On the grade of an ideal

I need to prove the following statment (actually a special case of it).

Let $R$ be a Noetherian ring, $M$ a finite $R$-module and $I$ an ideal of $R$. Then $\operatorname{grade}(I,M)\geq 2$ if and only if the homomorphism $M\rightarrow$Hom$_R(I,M)$ given by $m\mapsto(i\mapsto im)$ is an isomorphism.

This is Exercise 1.2.24 in Bruns and Herzog, Cohen-Macaulay Rings.
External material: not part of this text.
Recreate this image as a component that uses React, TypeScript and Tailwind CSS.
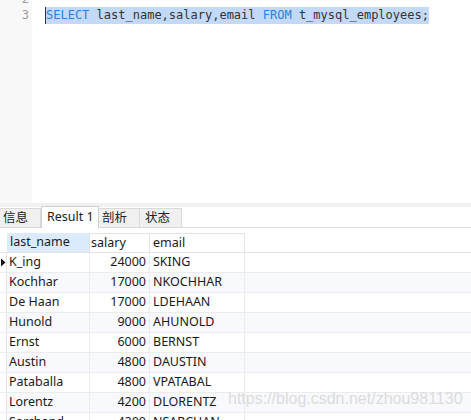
import React from "react";

const rows: [string, string, string][] = [
  ["K_ing", "24000", "SKING"],
  ["Kochhar", "17000", "NKOCHHAR"],
  ["De Haan", "17000", "LDEHAAN"],
  ["Hunold", "9000", "AHUNOLD"],
  ["Ernst", "6000", "BERNST"],
  ["Austin", "4800", "DAUSTIN"],
  ["Pataballa", "4800", "VPATABAL"],
  ["Lorentz", "4200", "DLORENTZ"],
  ["Sarchand", "4200", "NSARCHAN"],
];

export default function App() {
  const ui = { fontFamily: '"Noto Sans", "Noto Sans CJK SC", sans-serif' };
  return (
    <div className="relative w-[471px] h-[420px] overflow-hidden bg-white" style={ui}>
      {/* Editor */}
      <div className="flex h-[203px]">
        <div className="w-[32px] bg-[#f8f8f8] text-[#999] text-[12px] leading-[17px] text-right pr-[3px]" style={{ fontFamily: '"DejaVu Sans Mono", monospace' }}>
          <div className="-mt-[8px] h-[15px] leading-[15px]">2</div>
          <div>3</div>
        </div>
        <div className="flex-1 pl-[13px] text-[12px] leading-[17px] text-[#333]" style={{ fontFamily: '"DejaVu Sans Mono", monospace' }}>
          <div className="-mt-[8px] h-[15px]"></div>
          <div className="inline-block bg-[#c2daf7] border-l border-[#333]">
            <span className="text-[#2d7ee0]">SELECT</span> last_name,salary,email <span className="text-[#2d7ee0]">FROM</span> t_mysql_employees;
          </div>
        </div>
      </div>
      {/* band */}
      <div className="h-[4px] bg-[#f0f0f0]"></div>
      {/* tabs */}
      <div className="flex items-end h-[21px] border-b border-[#dadada] text-[12.5px] text-[#222]">
        <div className="h-[19px] w-[41px] bg-[#f0f0f0] border-r border-t border-[#dadada] flex items-center pl-[3px] leading-none">信息</div>
        <div className="h-[22px] w-[58px] bg-white border-x border-t border-[#d0d0d0] -mb-px flex items-center pl-[5px] leading-none">Result 1</div>
        <div className="h-[19px] w-[41px] bg-[#f0f0f0] border-r border-t border-[#dadada] flex items-center pl-[3px] leading-none">剖析</div>
        <div className="h-[19px] w-[42px] bg-[#f0f0f0] border-r border-t border-[#dadada] flex items-center pl-[5px] leading-none">状态</div>
      </div>
      {/* table */}
      <div className="mt-[5px] text-[12.5px] text-[#1a1a1a]">
        <div className="flex h-[20px] border-b border-[#e3e3e3]">
          <div className="w-[7px]"></div>
          <div className="w-[83px] bg-[#dcebfb] flex items-center pl-[3px] border-r border-[#e3e3e3]">last_name</div>
          <div className="w-[60px] flex items-center pl-[1px] border-r border-t border-[#e3e3e3]">salary</div>
          <div className="w-[95px] flex items-center pl-[3px] border-r border-t border-[#e3e3e3]">email</div>
        </div>
        {rows.map((r, i) => (
          <div key={i} className={`flex h-[20px] border-b border-[#ececec] ${i % 2 === 1 ? "bg-[#f7f9fc]" : "bg-white"}`}>
            <div className="w-[7px] flex items-center border-r border-[#e3e3e3] bg-white">
              {i === 0 ? <svg width="6" height="9" viewBox="0 0 6 9"><path d="M1 0.5 L5.5 4.5 L1 8.5 Z" fill="#111" /></svg> : null}
            </div>
            <div className="w-[83px] flex items-center pl-[2px] border-r border-[#ececec]">{r[0]}</div>
            <div className="w-[60px] flex items-center justify-end pr-[3px] border-r border-[#ececec]">{r[1]}</div>
            <div className="w-[95px] flex items-center pl-[3px] border-r border-[#ececec]">{r[2]}</div>
          </div>
        ))}
      </div>
      <div className="absolute left-[228px] top-[391px] text-[16px] text-[#dcdcdc] leading-none" style={{ fontFamily: '"Liberation Sans", Arial, sans-serif' }}>
        https://blog.csdn.net/zhou981130
      </div>
    </div>
  );
}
• What is $\mathrm{grade}(I,M)$? – Arturo Magidin Jan 26 '11 at 19:24
• It's the length of a maximal regular sequence of $M$ contained in $I$. – Wesley Farrel Jan 26 '11 at 20:27

Use the long exact sequence in Ext from the ses $$0 \to I \to R \to R/I \to 0,$$ leading to $$0 \to \hom(R/I, M) \to \hom(R, M) \to\hom(I,M) \to \mathrm{Ext}^1(R/I, M) \to 0,$$ because $R$ is projective. It is known that depth (or grade) can be measured in terms of Exts, and in particular that it is at least 2 if the two ends of the sequence vanish. But this is equivalent to the condition that $\hom(R, M) \to \hom(I,M)$ be an isomorphism.